* Records to use

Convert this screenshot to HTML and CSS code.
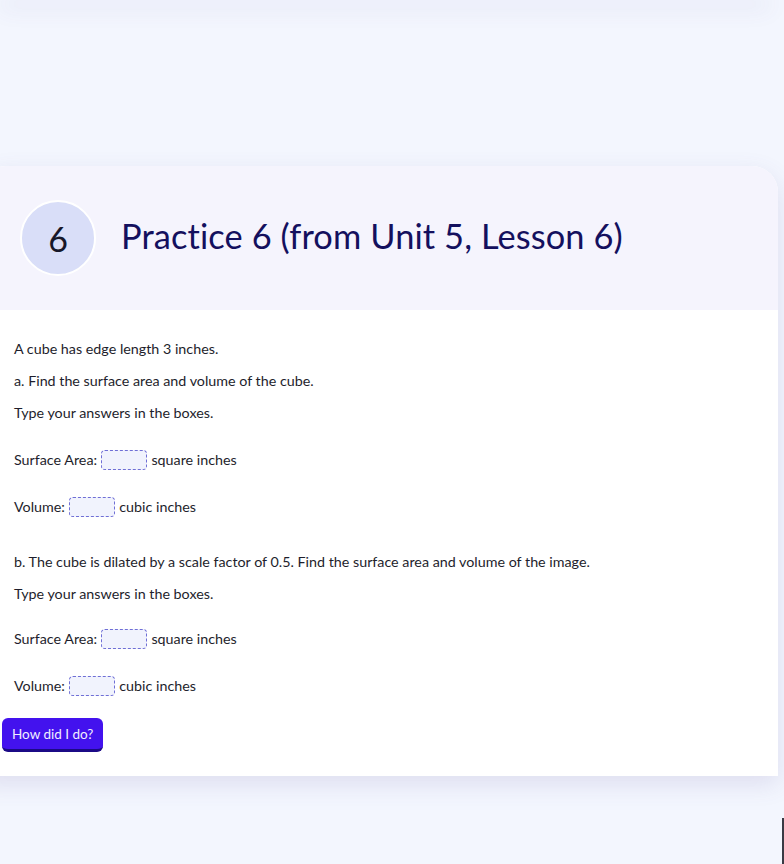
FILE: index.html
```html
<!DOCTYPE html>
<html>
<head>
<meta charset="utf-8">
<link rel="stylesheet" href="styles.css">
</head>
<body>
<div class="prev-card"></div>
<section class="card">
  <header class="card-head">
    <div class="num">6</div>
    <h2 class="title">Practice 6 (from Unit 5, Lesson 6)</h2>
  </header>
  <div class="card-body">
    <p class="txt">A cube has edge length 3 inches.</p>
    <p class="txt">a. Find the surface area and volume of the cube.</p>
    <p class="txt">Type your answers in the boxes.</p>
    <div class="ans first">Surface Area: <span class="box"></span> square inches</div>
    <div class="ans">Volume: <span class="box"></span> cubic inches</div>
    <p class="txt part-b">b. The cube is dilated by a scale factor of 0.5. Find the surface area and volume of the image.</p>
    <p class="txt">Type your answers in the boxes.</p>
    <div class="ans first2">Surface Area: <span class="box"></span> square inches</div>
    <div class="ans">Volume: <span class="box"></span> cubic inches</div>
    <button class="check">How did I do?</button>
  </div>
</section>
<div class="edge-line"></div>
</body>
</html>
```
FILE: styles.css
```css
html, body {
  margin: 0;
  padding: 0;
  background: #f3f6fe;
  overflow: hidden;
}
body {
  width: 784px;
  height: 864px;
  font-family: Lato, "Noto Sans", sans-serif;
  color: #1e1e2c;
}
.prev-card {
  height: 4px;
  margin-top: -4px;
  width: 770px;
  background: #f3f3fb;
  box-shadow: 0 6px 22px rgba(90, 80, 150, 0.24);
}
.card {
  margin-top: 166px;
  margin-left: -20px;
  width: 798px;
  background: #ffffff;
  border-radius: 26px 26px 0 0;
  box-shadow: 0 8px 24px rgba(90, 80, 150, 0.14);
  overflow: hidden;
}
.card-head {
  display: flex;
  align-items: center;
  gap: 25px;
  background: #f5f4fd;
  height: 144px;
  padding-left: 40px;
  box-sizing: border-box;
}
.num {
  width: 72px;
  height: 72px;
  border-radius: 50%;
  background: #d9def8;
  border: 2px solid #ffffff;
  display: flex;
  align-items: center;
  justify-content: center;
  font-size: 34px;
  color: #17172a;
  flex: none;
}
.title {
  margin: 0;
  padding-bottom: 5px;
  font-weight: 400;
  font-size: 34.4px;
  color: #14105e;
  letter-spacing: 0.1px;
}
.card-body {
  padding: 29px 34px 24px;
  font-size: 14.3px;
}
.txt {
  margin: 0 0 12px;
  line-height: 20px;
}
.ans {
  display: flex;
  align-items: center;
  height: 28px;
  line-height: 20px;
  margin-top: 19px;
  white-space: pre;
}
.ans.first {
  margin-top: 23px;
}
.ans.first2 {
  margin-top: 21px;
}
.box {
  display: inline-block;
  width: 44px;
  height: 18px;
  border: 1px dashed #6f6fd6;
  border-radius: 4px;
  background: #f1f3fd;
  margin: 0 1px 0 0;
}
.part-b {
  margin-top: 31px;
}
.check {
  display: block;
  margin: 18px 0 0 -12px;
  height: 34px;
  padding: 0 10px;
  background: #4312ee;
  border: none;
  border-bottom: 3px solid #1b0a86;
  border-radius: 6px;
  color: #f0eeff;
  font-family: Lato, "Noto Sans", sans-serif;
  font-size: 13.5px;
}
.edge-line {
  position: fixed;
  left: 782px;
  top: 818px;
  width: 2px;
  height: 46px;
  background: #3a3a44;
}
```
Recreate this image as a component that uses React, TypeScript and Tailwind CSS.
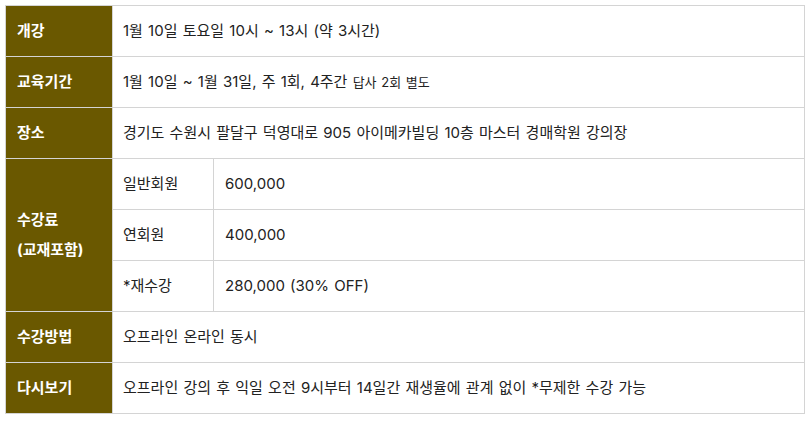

* Exercise
From the material above, count the lines that include "image" and give only the total.

* Full response
2